Message ID | 20211111162746.100598-2-vkuznets@redhat.com |
---|---|
State | New |
Headers | show |
Series | KVM: Cap KVM_CAP_NR_VCPUS by KVM_CAP_MAX_VCPUS and re-purpose it on x86 | expand |
Hi Vitaly, On 2021-11-11 16:27, Vitaly Kuznetsov wrote: > It doesn't make sense to return the recommended maximum number of > vCPUs which exceeds the maximum possible number of vCPUs. > > Signed-off-by: Vitaly Kuznetsov <vkuznets@redhat.com> > --- > arch/arm64/kvm/arm.c | 7 ++++++- > 1 file changed, 6 insertions(+), 1 deletion(-) > > diff --git a/arch/arm64/kvm/arm.c b/arch/arm64/kvm/arm.c > index 7838e9fb693e..391dc7a921d5 100644 > --- a/arch/arm64/kvm/arm.c > +++ b/arch/arm64/kvm/arm.c > @@ -223,7 +223,12 @@ int kvm_vm_ioctl_check_extension(struct kvm *kvm, > long ext) > r = 1; > break; > case KVM_CAP_NR_VCPUS: > - r = num_online_cpus(); > + if (kvm) > + r = min_t(unsigned int, num_online_cpus(), > + kvm->arch.max_vcpus); > + else > + r = min_t(unsigned int, num_online_cpus(), > + kvm_arm_default_max_vcpus()); > break; > case KVM_CAP_MAX_VCPUS: > case KVM_CAP_MAX_VCPU_ID: This looks odd. This means that depending on the phase userspace is in while initialising the VM, KVM_CAP_NR_VCPUS can return one thing or the other. For example, I create a VM on a 32 CPU system, NR_VCPUS says 32. I create a GICv2 interrupt controller, it now says 8. That's a change in behaviour that is visible by userspace, which I'm keen on avoiding. I'd rather have the kvm and !kvm cases return the same thing. Thanks, M.

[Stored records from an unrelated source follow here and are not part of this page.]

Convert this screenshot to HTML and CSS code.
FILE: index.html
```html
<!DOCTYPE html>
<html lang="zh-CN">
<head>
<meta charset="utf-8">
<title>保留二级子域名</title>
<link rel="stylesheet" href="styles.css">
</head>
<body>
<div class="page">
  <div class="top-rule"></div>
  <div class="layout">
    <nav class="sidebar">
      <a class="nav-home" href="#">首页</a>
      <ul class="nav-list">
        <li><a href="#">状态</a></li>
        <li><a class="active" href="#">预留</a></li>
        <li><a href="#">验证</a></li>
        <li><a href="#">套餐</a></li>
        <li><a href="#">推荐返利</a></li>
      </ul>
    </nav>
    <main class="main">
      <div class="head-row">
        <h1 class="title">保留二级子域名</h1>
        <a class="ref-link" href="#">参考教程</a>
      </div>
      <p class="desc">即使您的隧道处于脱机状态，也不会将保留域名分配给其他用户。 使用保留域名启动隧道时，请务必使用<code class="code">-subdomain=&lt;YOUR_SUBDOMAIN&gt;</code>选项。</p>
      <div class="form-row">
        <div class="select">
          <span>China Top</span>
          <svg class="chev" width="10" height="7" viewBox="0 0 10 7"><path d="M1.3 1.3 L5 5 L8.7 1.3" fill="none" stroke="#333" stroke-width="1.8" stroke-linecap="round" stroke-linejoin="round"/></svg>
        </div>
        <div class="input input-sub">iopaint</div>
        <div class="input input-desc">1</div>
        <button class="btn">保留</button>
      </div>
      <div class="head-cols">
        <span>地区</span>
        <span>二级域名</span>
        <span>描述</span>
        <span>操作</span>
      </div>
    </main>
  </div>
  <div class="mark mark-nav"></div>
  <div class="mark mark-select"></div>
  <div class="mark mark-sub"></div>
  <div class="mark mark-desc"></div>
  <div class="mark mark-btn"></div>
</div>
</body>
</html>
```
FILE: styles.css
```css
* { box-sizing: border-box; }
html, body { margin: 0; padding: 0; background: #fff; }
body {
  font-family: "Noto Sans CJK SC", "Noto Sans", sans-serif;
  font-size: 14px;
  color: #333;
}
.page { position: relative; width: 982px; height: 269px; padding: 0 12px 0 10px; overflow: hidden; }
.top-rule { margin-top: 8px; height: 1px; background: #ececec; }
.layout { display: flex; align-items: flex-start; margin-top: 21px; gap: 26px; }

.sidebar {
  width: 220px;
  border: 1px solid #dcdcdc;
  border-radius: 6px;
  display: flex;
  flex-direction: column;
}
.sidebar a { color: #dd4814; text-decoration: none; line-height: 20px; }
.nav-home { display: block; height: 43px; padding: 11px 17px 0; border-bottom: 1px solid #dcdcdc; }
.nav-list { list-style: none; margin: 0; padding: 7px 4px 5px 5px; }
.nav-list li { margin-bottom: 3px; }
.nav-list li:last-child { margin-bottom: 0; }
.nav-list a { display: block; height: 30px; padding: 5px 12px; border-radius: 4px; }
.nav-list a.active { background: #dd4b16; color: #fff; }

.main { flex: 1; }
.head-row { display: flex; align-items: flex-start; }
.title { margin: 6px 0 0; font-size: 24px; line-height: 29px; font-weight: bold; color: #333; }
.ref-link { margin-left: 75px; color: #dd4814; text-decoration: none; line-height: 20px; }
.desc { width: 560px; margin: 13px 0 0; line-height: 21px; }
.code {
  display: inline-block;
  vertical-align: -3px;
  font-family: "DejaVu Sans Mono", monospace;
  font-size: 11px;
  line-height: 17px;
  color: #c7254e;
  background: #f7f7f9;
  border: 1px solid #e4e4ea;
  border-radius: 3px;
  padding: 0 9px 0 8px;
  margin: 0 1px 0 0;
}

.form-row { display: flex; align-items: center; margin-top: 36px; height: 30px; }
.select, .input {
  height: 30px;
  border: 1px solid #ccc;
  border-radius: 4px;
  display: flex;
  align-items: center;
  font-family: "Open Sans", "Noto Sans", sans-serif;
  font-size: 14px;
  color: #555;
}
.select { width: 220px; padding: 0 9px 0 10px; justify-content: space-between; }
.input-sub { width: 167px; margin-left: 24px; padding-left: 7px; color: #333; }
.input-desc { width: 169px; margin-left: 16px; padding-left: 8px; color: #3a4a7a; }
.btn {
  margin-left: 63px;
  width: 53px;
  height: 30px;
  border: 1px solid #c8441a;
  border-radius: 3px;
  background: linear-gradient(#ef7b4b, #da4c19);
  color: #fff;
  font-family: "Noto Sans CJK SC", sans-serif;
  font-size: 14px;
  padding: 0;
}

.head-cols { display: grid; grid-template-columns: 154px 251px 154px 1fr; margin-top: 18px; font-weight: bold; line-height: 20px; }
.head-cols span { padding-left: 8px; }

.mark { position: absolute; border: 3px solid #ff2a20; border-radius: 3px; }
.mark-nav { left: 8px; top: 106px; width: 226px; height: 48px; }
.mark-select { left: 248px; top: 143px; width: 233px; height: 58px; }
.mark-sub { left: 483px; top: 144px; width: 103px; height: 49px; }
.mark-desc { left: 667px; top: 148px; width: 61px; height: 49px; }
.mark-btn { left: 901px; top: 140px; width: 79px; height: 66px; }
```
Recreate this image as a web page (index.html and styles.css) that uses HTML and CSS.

Marc Zyngier <maz@kernel.org> writes: > Hi Vitaly, > > On 2021-11-11 16:27, Vitaly Kuznetsov wrote: >> It doesn't make sense to return the recommended maximum number of >> vCPUs which exceeds the maximum possible number of vCPUs. >> >> Signed-off-by: Vitaly Kuznetsov <vkuznets@redhat.com> >> --- >> arch/arm64/kvm/arm.c | 7 ++++++- >> 1 file changed, 6 insertions(+), 1 deletion(-) >> >> diff --git a/arch/arm64/kvm/arm.c b/arch/arm64/kvm/arm.c >> index 7838e9fb693e..391dc7a921d5 100644 >> --- a/arch/arm64/kvm/arm.c >> +++ b/arch/arm64/kvm/arm.c >> @@ -223,7 +223,12 @@ int kvm_vm_ioctl_check_extension(struct kvm *kvm, >> long ext) >> r = 1; >> break; >> case KVM_CAP_NR_VCPUS: >> - r = num_online_cpus(); >> + if (kvm) >> + r = min_t(unsigned int, num_online_cpus(), >> + kvm->arch.max_vcpus); >> + else >> + r = min_t(unsigned int, num_online_cpus(), >> + kvm_arm_default_max_vcpus()); >> break; >> case KVM_CAP_MAX_VCPUS: >> case KVM_CAP_MAX_VCPU_ID: > > This looks odd. This means that depending on the phase userspace is > in while initialising the VM, KVM_CAP_NR_VCPUS can return one thing > or the other. > > For example, I create a VM on a 32 CPU system, NR_VCPUS says 32. > I create a GICv2 interrupt controller, it now says 8. > > That's a change in behaviour that is visible by userspace Yes, I realize this is a userspace visible change. The reason I suggest it is that logically, it seems very odd that the maximum recommended number of vCPUs (KVM_CAP_NR_VCPUS) can be higher, than the maximum supported number of vCPUs (KVM_CAP_MAX_VCPUS). All userspaces which use this information somehow should already contain some workaround for this case. (maybe it's a rare one and nobody hit it yet or maybe there are no userspaces using KVM_CAP_NR_VCPUS for anything besides complaining -- like QEMU). I'd like KVM to be consistent across architectures and have the same (similar) meaning for KVM_CAP_NR_VCPUS. > which I'm keen on avoiding. I'd rather have the kvm and !kvm cases > return the same thing. Forgive me my (ARM?) ignorance but what would it be then? If we go for min(num_online_cpus(), kvm_arm_default_max_vcpus()) in both cases, cat this can still go above KVM_CAP_MAX_VCPUS after vGIC is created? Thanks for the feedback!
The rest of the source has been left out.